To raise awareness, two south Georgia strangers are telling their story of organ donation.
After seeing a Facebook post, a Moultrie woman donated a kidney to a Douglas man.
“I think this all started in December of 2020,” Mark Lott said.
More than 15 years ago, he was diagnosed with an autoimmune disease that attacks his kidneys.
He was fine all those years. But in 2020, his health quickly took a turn.
“I went in for some routine blood work and at that point, I found out I was in end-stage renal failure,” he said. “My health was declining bad. I lost almost 100 pounds. Of course, I didn’t see it, but everybody around me could see it.”
They tried medication therapy to get his kidney function back, but it didn’t work.
“My other option was to go on dialysis three times a week, four hours a day,” Lott said.
While on dialysis, he met others in a similar situation, including some who didn’t make it.
“When you see somebody every day for a year and then all the sudden they aren’t there anymore and you wonder why, what happened,” he said. “It puts a lot of fear in your heart.”
Doctors told him that he needed a kidney transplant.
He joined more than 90,000 other people in the U.S. waiting for one last year.
“When I went into dialysis, there were some people there that had been there 20 years,” he said. “Then there were others that didn’t last the five-year wait period. They were already gone.”

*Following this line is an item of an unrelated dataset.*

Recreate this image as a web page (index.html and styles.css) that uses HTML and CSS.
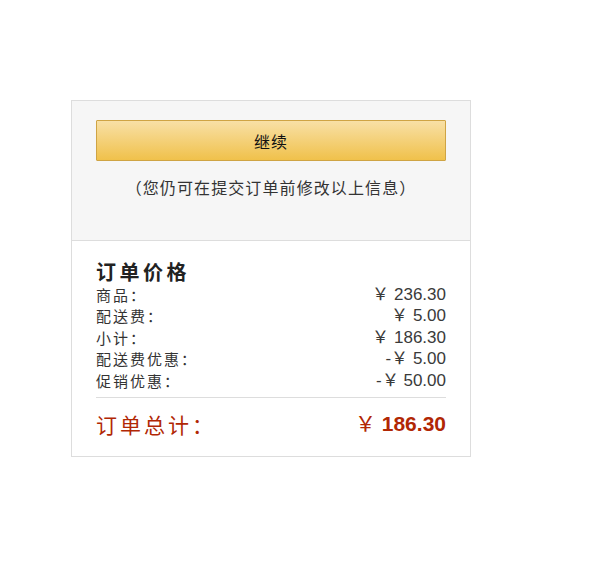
FILE: index.html
```html
<!DOCTYPE html>
<html lang="zh-CN">
<head>
  <meta charset="UTF-8" />
  <title>订单价格</title>
  <link rel="stylesheet" href="styles.css">
</head>
<body>

  <!-- Order summary box -->
  <div class="order-box">
    <div class="order-actions">
      <button class="continue-btn">继续</button>
      <p class="note">（您仍可在提交订单前修改以上信息）</p>
    </div>

    <div class="order-summary">
      <h2>订单价格</h2>
      <div class="row"><span>商品：</span><span class="num">￥ 236.30</span></div>
      <div class="row"><span>配送费：</span><span class="num">￥ 5.00</span></div>
      <div class="row"><span>小计：</span><span class="num">￥ 186.30</span></div>
      <div class="row"><span>配送费优惠：</span><span class="num">-￥ 5.00</span></div>
      <div class="row"><span>促销优惠：</span><span class="num">-￥ 50.00</span></div>

      <div class="total">
        <span>订单总计：</span>
        <span class="num"><span class="yen">￥</span> 186.30</span>
      </div>
    </div>
  </div>

</body>
</html>
```

FILE: styles.css
```css
body {
  margin: 0;
  background: #fff;
  font-family: "Noto Sans CJK SC", "Liberation Sans", sans-serif;
  color: #333;
}

.order-box {
  width: 398px;
  margin: 100px 0 0 71px;
  border: 1px solid #ddd;
}

/* Top part */
.order-actions {
  background: #f6f6f6;
  border-bottom: 1px solid #ddd;
  padding: 19px 24px 0;
  height: 120px;
}

.continue-btn {
  display: block;
  width: 350px;
  height: 41px;
  background: linear-gradient(to bottom, #f8e0a6, #f0c14b);
  border: 1px solid #cfa444;
  border-radius: 1px;
  font-family: "Noto Sans CJK SC", sans-serif;
  font-size: 16px;
  letter-spacing: 1px;
  color: #111;
  cursor: pointer;
}

.note {
  margin: 15px 0 0;
  text-align: center;
  font-size: 16px;
  letter-spacing: 1.1px;
  line-height: 22px;
  color: #333;
}

/* Price list */
.order-summary {
  padding: 18px 24px 18px;
}

.order-summary h2 {
  margin: 0;
  font-size: 20px;
  letter-spacing: 3.5px;
  line-height: 25px;
  font-weight: bold;
  color: #222;
}

.row {
  display: flex;
  justify-content: space-between;
  font-size: 15px;
  letter-spacing: 2px;
  line-height: 21.4px;
}

.num {
  font-family: "Liberation Sans", Arial, sans-serif;
  font-size: 17px;
  letter-spacing: 0;
  color: #3a3a3a;
}

.total {
  display: flex;
  justify-content: space-between;
  align-items: center;
  margin-top: 6px;
  border-top: 1px solid #ddd;
  padding-top: 12px;
  font-size: 21px;
  letter-spacing: 3px;
  line-height: 28px;
  color: #b12704;
}

.total .num {
  font-size: 21px;
  font-weight: bold;
  color: #b12704;
}

.total .yen {
  font-weight: normal;
}
```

On average, people wait 3-5 years for a kidney.
Lott didn’t know how much time he had left.
“I had several people, while I was on dialysis, die in there,” he said. “It’s scary. My health was pretty bad too, and I was worried that could be me.”
Lott’s journey led his family to plead for help on social media in an effort to save his life.
His wife, Michelle, posted on Facebook.
“So I saw the post Michelle had posted,” said Heather Bryant. “I immediately reached out.”
Heather did not know the Lotts.
She lives in Moultrie and they live in Douglas, but she already had a desire to donate a kidney to someone who needed one.
She lost her dad at a young age and said she didn’t want Mark’s family to go through the same thing.
“It was something in my heart that I wanted to do and that I knew was right,” Heather explained. “Just the way everything lined up, it was like God laid it out there for me.”
She said she instantly knew she would be Mark’s answer.
“I just told Michelle from day one that I messaged her that I knew I was Mark’s match,” she said. “It was just a feeling I had. It was something I really can’t explain.”
She went through a series of tests to find out.
“We were the same blood type,” Heather said. “We’re the exact same tissue match. It was just meant to be.”
The transplant happened in January at Emory University Hospital in Atlanta.
Both said the process was relatively easy.
“I had a little pole I could walk with, an IV pole, and I went to Mark’s room and he was still in the bed then,” she said. “Immediately, his color was different when I walked in.”
“I told my wife, ‘I’m a lot more clear than I used to be.’ I could think better,” Mark explained. “I wasn’t feeling that good physically, but in a week and a half’s time, I was back to normal.”
“I’m pretty sure he called me his hero because that’s what he calls me all the time,” Heather said.
She said everything she went through was completely worth it to get Mark back to good health.
“It’s been a struggle. It really has,” Mark said. “If it wasn’t for this lady right here, I probably wouldn’t be here right now.”
They talk or text at least once every day, and the bond they have is unbreakable.
“She’s been my bestie for a while now,” Mark said.
Since all of this, Heather’s sister has also decided to donate a kidney to someone in need of one.
Mark and Heather hope their story will encourage others to look into living organ donation as well.